Ah, so you see, these homespun exhortations to avoid ashyness were really just a metaphor for an educated mom trying to raise her boy to fend for himself in a harsh world. Mamma mia, that’s-a some-a tasty a-bullsh*t!

WS: I watched my grandmother and my mother at Resurrection Baptist Church, and everything was about how you help others.

SR: Service.

WS: The quality of your life was determined by the quality of your service. I’m attracted to characters who have a higher calling, who want to serve in ways where you get beyond the comfortable service and you get into the space of the sacrificial. And I really am attracted to characters who just want to do things that brighten the world. That probably is the central aspect of my personality. If you started chipping things away, if there were one thing that was really at the core, it is trying to be like my grandmother. Her entire life was in service at Resurrection Baptist Church. And she was just always happy.

Jesus. Einstein. Ghandi. Mother Theresa. Those are some of the people I try to emulate when I’m pretending to shoot fake space aliens with a ray gun.

WS: I like to look good, but I like my body to function well more than anything. For me, it’s as spiritual and intellectual as it is physical. And emotional. I’m a better husband, I’m a better father, if my body is physically functioning at the highest possible levels. I enjoy pushing myself. There is nothing like having to change your physical form to put you in contact with every weak part of yourself, to train yourself in discipline. You get confronted with all of the things you’ll be confronted with in your marriage, confronted with in your parenting, confronted with in your job.

SR: Wisdom.

WS: Put somebody on a treadmill and I’ll tell you how good they are at any other thing they do in life.

Totally. That’s why I always write in “OK Go” for president.

WS: I read a Bruce Lee quote that shifted how I’m trying to live my life right now.

I’m just going to let that one stand on its own.

We have a quote that I put up in the house from Pema Chödrön: “Only to the extent that we expose ourselves over and over to annihilation can that which is indestructible be found in us.”

“…that which is indestructible be found in us…” sweet Jesus, that is a lot of bad passive voice constructions to squeeze into such a small sentence. Do you have any framed Pema Chödrön quotes that didn’t come from Google Translate? Or perhaps it is only to the extent that being exposed to bad writing can that which is mystical be discovered within ourselves by interviewers.

We call it leaning into the sharp parts. Something hurts, lean in. You just lean into that point until it loses its power over you. There’s a certain amount of suffering that you have to be willing to sustain if you want to have a good life. And the trick is to be able to sustain it with your heart open and still be loving. That is the real trick.

SR: Art, not science.

HOW THE F*CK IS “ART, NOT SCIENCE” IN ANY WAY A REASONABLE RESPONSE TO THAT STATEMENT? This Esquire writer reminds me of those Tinder bots that have stock, interchangeable responses to anything you say. It’s quite possibly a certain kind of genius, but at the same time, I keep expecting him to offer Will Smith a link to his cam site. “Lol, that’s crazy! Anyway, Sweetie, this game’s kind of lame…”

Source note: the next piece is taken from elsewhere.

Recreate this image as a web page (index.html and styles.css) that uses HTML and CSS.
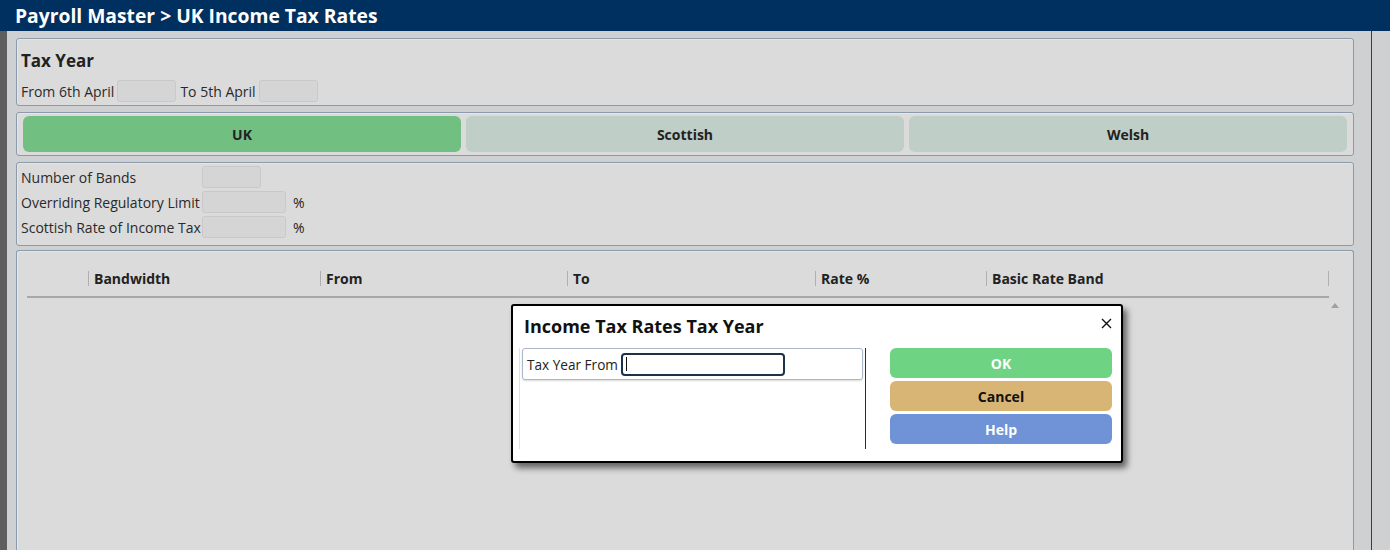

SR: You’ve talked about “slavery to dollars.”

WS: You never lose the mentality. It’s such a strange thing. Jaden, my sixteen-year-old, he has one pair of shoes.

Hmm, that one pair of shoes, is it the pair with his own picture on the sides I saw him wearing a few years back?

SR: That’s it?

WS: He has three pair of pants and he has five shirts.

SR: Total?

WS: Total. He has refused to be a slave to money. I so respect that.

Hmm, when you say he has three pairs of pants and five shirts, I assume that doesn’t include his clothing line? “He’s such a down-to-Earth kid! He only owns two versions of the $35 t-shirts that say ‘ART’ on them that he designs!”

SR: Are you enjoying any of the material fruits of your labor?

WS: There is a great line in Lawrence of Arabia. Anthony Quinn. “The Turks pay me a golden treasure, yet I am poor because I am a river to my people.” I just love that line. So I’m getting a T-shirt made: I AM A RIVER TO MY PEOPLE. [Esquire]

Yep. Will Smith is truly a river to his people. Specifically, the river from Labyrinth.

This interview really puts Jaden Smith into perspective, doesn’t it? Sure, he says some dumb things, but imagine what you’d be like if you’d grown up in a house full of grandiose dopes surrounded by fawning yes men. You’d probably be wearing drop-crotch skate pants with Deepak Chopra quotes on them too, at least on the weekends.